Vice-Chairman of Jiangxi Provincial People's Political Consultative Conference
- In office 2013–2014

Personal details
- Born: January 1957 (age 69) Lichuan County, Jiangxi
- Party: Chinese Communist Party (expelled)
- Education: Jingdezhen Ceramic Institute

= Xu Aimin =

Chinese politician

Xu Aimin (许爱民 (許愛民, Xǔ Àimín); born January 1957) is a former Chinese politician who served as vice-chairman of Jiangxi Provincial People's Political Consultative Conference since 2013. In 2014, Xu was placed under investigation by the Central Commission for Discipline Inspection.

==Career==
Xu Aimin was born in Lichuan County, Jiangxi in January 1957. He graduated from Jingdezhen Ceramic Institute.

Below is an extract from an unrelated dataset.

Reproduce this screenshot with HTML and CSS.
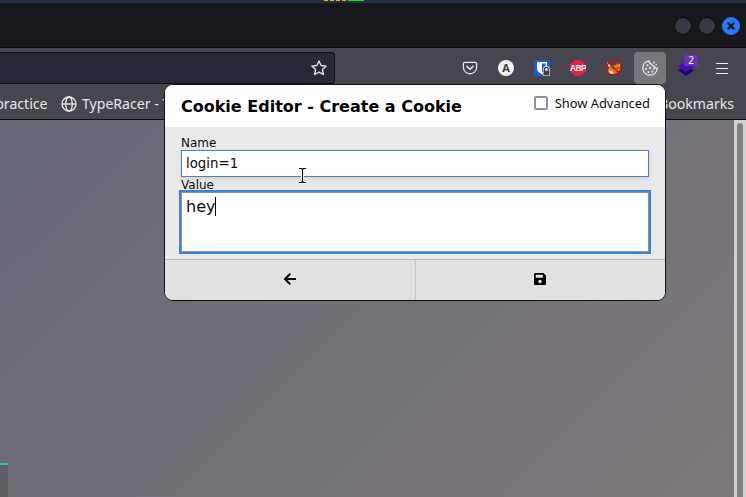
FILE: index.html
```
<!DOCTYPE html>
<html lang="en">
<head>
<meta charset="utf-8">
<title>Cookie Editor</title>
<link rel="stylesheet" href="styles.css">
</head>
<body>
<div class="desktop-panel"><span class="meter"><i></i><i></i><i></i><i></i><b></b></span></div>
<header class="titlebar">
  <span class="win-btn"></span>
  <span class="win-btn"></span>
  <span class="win-btn close"><svg width="10" height="10" viewBox="0 0 10 10"><path d="M1.8 1.8l6.4 6.4M8.2 1.8L1.8 8.2" stroke="#10131a" stroke-width="2.2"/></svg></span>
</header>
<nav class="toolbar">
  <div class="urlbar">
    <svg width="16" height="16" viewBox="0 0 16 16"><path d="M8 .9l2.1 4.6 5.1.6-3.8 3.4 1 5L8 12.1l-4.4 2.4 1-5L.8 6.1l5.1-.6z" fill="none" stroke="#e9e9ec" stroke-width="1.3" stroke-linejoin="round"/></svg>
  </div>
  <div class="tools">
    <span class="tool"><svg width="16" height="16" viewBox="0 0 16 16" fill="none" stroke="#ececee" stroke-linecap="round"><path d="M2.8 2.4h10.4c.8 0 1.4.6 1.4 1.4v3.5c0 3.7-2.9 6.5-6.6 6.5s-6.6-2.8-6.6-6.5V3.8c0-.8.6-1.4 1.4-1.4z" stroke-width="1.2"/><path d="M4.8 6.3L8 9.3l3.2-3" stroke-width="1.5"/></svg></span>
    <span class="tool"><span class="letter">A</span></span>
    <span class="tool"><svg width="16" height="16" viewBox="0 0 16 16"><rect width="16" height="16" rx="1" fill="#175ddc"/><path d="M3 2h10v6.5c0 3-2.8 4.7-5 5.8-2.2-1.1-5-2.8-5-5.8z" fill="#fff"/><path d="M8 3.6h3.5v4.8c0 1.7-1.6 3-3.5 4z" fill="#175ddc"/><rect x="8.7" y="9.7" width="7.3" height="6.3" rx="1" fill="#f2f2f2"/><path d="M10.5 11V9.2c0-2.5 3.8-2.5 3.8 0V11" fill="none" stroke="#f2f2f2" stroke-width="2.6"/><path d="M10.5 11V9.2c0-2.5 3.8-2.5 3.8 0V11" fill="none" stroke="#3e3e40" stroke-width="1.3"/><rect x="9.4" y="10.7" width="6" height="4.7" fill="#3e3e40"/></svg></span>
    <span class="tool"><span class="abp">ABP</span></span>
    <span class="tool"><svg width="16" height="16" viewBox="0 0 16 16"><path d="M1 2.5l4 3 3.5-.2L13 3l1.5 2.3-.8 2.2 1 1.7-3.2 3.2L8 14l-5-.8-1.5-2.6 1.6-2.5z" fill="#e5780b"/><path d="M1.3 2.2L4.7 5 2.5 7zM13.5 3l1.4 2-2 1z" fill="#eee8df"/><path d="M3 10.5l3 .2 2 2.5-3 1-2.5-1.3z" fill="#f6ddc0"/><path d="M6 8h2M11 8.3h1.4" stroke="#492008"/><circle cx="8" cy="8" r="7.3" fill="none" stroke="#c60e13" stroke-width="1.2"/><path d="M2.8 2.8l10.4 10.4" stroke="#c60e13" stroke-width="1.3"/></svg></span>
    <span class="tool active"><svg width="16" height="16" viewBox="0 0 16 16"><path d="M7.2.9C3.5 1.3.8 4.2.8 8c0 4 3.2 7.2 7.2 7.2s7.2-3.2 7.2-7c-1.5.2-2.6-.6-2.8-2-1.3.2-2.4-.6-2.6-2C8.2 4 7.2 2.6 7.2.9z" fill="none" stroke="#e8e8ea" stroke-width="1.3" stroke-linejoin="round"/><g fill="#e8e8ea"><circle cx="5.5" cy="5.3" r="1.1"/><circle cx="4" cy="8.8" r="1.1"/><circle cx="8" cy="8" r="1.2"/><circle cx="6.4" cy="12" r="1.1"/><circle cx="10.3" cy="11.6" r="1.1"/><circle cx="11.8" cy="8.7" r="1"/><circle cx="12" cy="2.5" r=".9"/><circle cx="14.3" cy="4.5" r=".7"/></g></svg></span>
    <span class="tool"><svg width="16" height="16" viewBox="0 0 16 16"><path d="M8 5.5l8 5-8 5.5-8-5.5z" fill="#1b0675"/><path d="M8 1l8 5.5L8 12 0 6.5z" fill="#4a0bb0"/></svg><span class="badge">2</span></span>
    <span class="tool"><svg width="12" height="11" viewBox="0 0 12 11"><path d="M0 .5h12M0 5.5h12M0 10.5h12" stroke="#f0f0f2" stroke-width="1"/></svg></span>
  </div>
</nav>
<div class="bookmarks">
  <span class="bm-practice">practice</span>
  <svg class="globe" width="16" height="16" viewBox="0 0 16 16" fill="none" stroke="#e9e9ec" stroke-width="1.3"><circle cx="8" cy="8" r="7"/><ellipse cx="8" cy="8" rx="3.3" ry="7"/><path d="M1 8h14"/></svg>
  <span>TypeRacer - T</span>
  <span class="bm-other">Bookmarks</span>
</div>
<main class="page">
  <div class="site"><div class="site-card"></div></div>
  <div class="scrollbar"><div class="thumb"></div></div>
</main>
<section class="popup">
  <div class="popup-head">
    <h1>Cookie Editor - Create a Cookie</h1>
    <label class="advanced"><span class="check"></span>Show Advanced</label>
  </div>
  <div class="popup-body">
    <div class="label">Name</div>
    <div class="field">login=1</div>
    <div class="label value-label">Value</div>
    <div class="area">hey<span class="caret"></span></div>
  </div>
  <div class="popup-foot">
    <div class="action"><svg width="14" height="14" viewBox="0 0 14 14"><path d="M7.2 1.8L2 7l5.2 5.2M2.3 7H13" fill="none" stroke="#000" stroke-width="2"/></svg></div>
    <div class="action"><svg width="12" height="12" viewBox="0 0 12 12"><path fill-rule="evenodd" d="M1 0h8.5L12 2.5V11a1 1 0 0 1-1 1H1a1 1 0 0 1-1-1V1a1 1 0 0 1 1-1zM1.8 1.8v3h7v-3zM6 6.8a1.8 1.8 0 1 0 0 3.6 1.8 1.8 0 0 0 0-3.6z"/></svg></div>
  </div>
</section>
<svg class="pointer" width="9" height="17" viewBox="0 0 9 17" fill="none"><path d="M1 1.5h2.5l1 1 1-1H8M4.5 2v13M1 15.5h2.5l1-1 1 1H8" stroke="#fff" stroke-width="3"/><path d="M1 1.5h2.5l1 1 1-1H8M4.5 2v13M1 15.5h2.5l1-1 1 1H8" stroke="#000" stroke-width="1.1"/></svg>
</body>
</html>
```
FILE: styles.css
```
* { box-sizing: border-box; }
body { margin: 0; width: 746px; height: 497px; overflow: hidden; display: flex; flex-direction: column; background: #17181c; font-family: "Noto Sans", sans-serif; }
svg { display: block; flex: none; }
.desktop-panel { flex: none; height: 3px; background: #223044; padding-left: 324px; }
.meter { display: flex; height: 1px; gap: 2px; }
.meter i { width: 4px; background: #f0b010; }
.meter b { width: 16px; background: #00f000; }
.titlebar { flex: none; height: 45px; background: linear-gradient(#16181d, #19191c); border-bottom: 1px solid #0b0b0d; display: flex; justify-content: flex-end; align-items: center; gap: 6px; padding: 1px 6px 0 0; }
.win-btn { width: 18px; height: 18px; border-radius: 50%; background: #353a46; border: 1px solid #08090b; display: flex; align-items: center; justify-content: center; }
.close { background: #2777ff; border-color: #2777ff; }
.toolbar { flex: none; height: 40px; background: #46464f; display: flex; justify-content: space-between; align-items: center; padding-right: 6px; }
.urlbar { width: 335px; height: 32px; background: #282a36; border: 1px solid #0f1014; border-left: 0; border-radius: 0 4px 4px 0; display: flex; align-items: center; justify-content: flex-end; padding-right: 7px; }
.tools { display: flex; }
.tool { position: relative; width: 36px; height: 32px; display: flex; align-items: center; justify-content: center; }
.active::before { content: ""; position: absolute; inset: 0 2px; border-radius: 4px; background: #76777c; }
.active svg { position: relative; }
.letter { width: 16px; height: 16px; border-radius: 50%; background: #f2f2f0; color: #3b3b42; font: bold 11px/16px "Open Sans", sans-serif; text-align: center; }
.abp { width: 16px; height: 16px; display: flex; justify-content: center; background: #ed1e45; color: #fff; font: bold 8.5px/17px "Liberation Sans", sans-serif; letter-spacing: -.6px; clip-path: polygon(30% 0, 70% 0, 100% 30%, 100% 70%, 70% 100%, 30% 100%, 0 70%, 0 30%); }
.badge { position: absolute; left: 16px; top: 3px; width: 14px; height: 11px; border-radius: 1px; background: #6633b9; color: #fff; font-size: 10px; line-height: 11px; text-align: center; }
.bookmarks { flex: none; height: 32px; background: #46464f; border-bottom: 1px solid #0d0d10; display: flex; align-items: center; padding-right: 12px; color: #e6e6e9; font-size: 14.1px; line-height: 20px; white-space: nowrap; }
.bm-practice { width: 47.5px; display: flex; justify-content: flex-end; }
.globe { margin: 0 5.5px 0 13px; }
.bm-other { margin-left: auto; }
.page { flex: 1; min-height: 0; display: flex; background: linear-gradient(135deg, #666775 0%, #716f77 43%, #7e777b 100%); }
.site { flex: 1; display: flex; align-items: flex-end; }
.site-card { width: 8px; height: 34px; background: #5d5d62; border-top: 2px solid #00d4b4; }
.scrollbar { width: 12px; background: #d0d0d0; padding: 3px 3px 0; display: flex; }
.thumb { flex: 1; border-radius: 3px 3px 0 0; background: #7d8280; }
.popup { position: absolute; left: 164px; top: 84px; width: 502px; height: 217px; border: 1px solid #101114; border-radius: 9px; overflow: hidden; background: #e9e9e9; color: #0c0c0d; font-family: "DejaVu Sans", sans-serif; display: flex; flex-direction: column; }
.popup-head { height: 42px; background: #fff; display: flex; justify-content: space-between; padding: 0 15px 0 16px; }
h1 { margin: 0; font-size: 16px; line-height: 44px; color: #000; white-space: nowrap; }
.advanced { display: flex; align-items: center; gap: 7px; height: 36px; font: 12.9px "Noto Sans", sans-serif; white-space: nowrap; }
.check { width: 14px; height: 14px; border: 2px solid #8f8f9d; border-radius: 2px; background: #fff; }
.popup-body { height: 132px; padding: 8px 16px 0; }
.label { height: 15px; font-size: 12px; line-height: 17px; }
.value-label { height: 14px; }
.field { height: 27px; border: 1px solid #4a7fc8; background: #fff; padding-left: 4px; font-size: 13.33px; line-height: 25px; box-shadow: 0 2px 5px rgba(0,0,0,.1); }
.area { margin-top: 1px; height: 60px; border: 1px solid #8f8f9d; outline: 2px solid #3584e4; background: #fff; padding: 4px; font-size: 16px; line-height: 20px; display: flex; }
.caret { width: 1px; height: 19px; background: #000; }
.popup-foot { height: 41px; border-top: 1px solid #bdbdbd; background: #e1e1e1; display: flex; }
.action { width: 250px; display: flex; align-items: center; justify-content: center; padding-bottom: 2px; }
.action + .action { border-left: 1px solid #c7c7c7; padding-right: 2px; }
.pointer { position: absolute; left: 298px; top: 167px; }
```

Xu became the Mayor of Linchuan in 1988 and Deputy Mayor of Jingdezhen in 1997. He took the Mayor of Jingdezhen position in 2001. In 2011, Xu became the director of Jiangxi Development and Reform Commission. In 2013, Xu served as vice-chairman of Jiangxi Provincial People's Political Consultative Conference.

In 2014, Xu was placed under investigation by the Central Commission for Discipline Inspection. On February 17, 2015, Xu was expelled from the Chinese Communist Party and demoted to deputy division-level.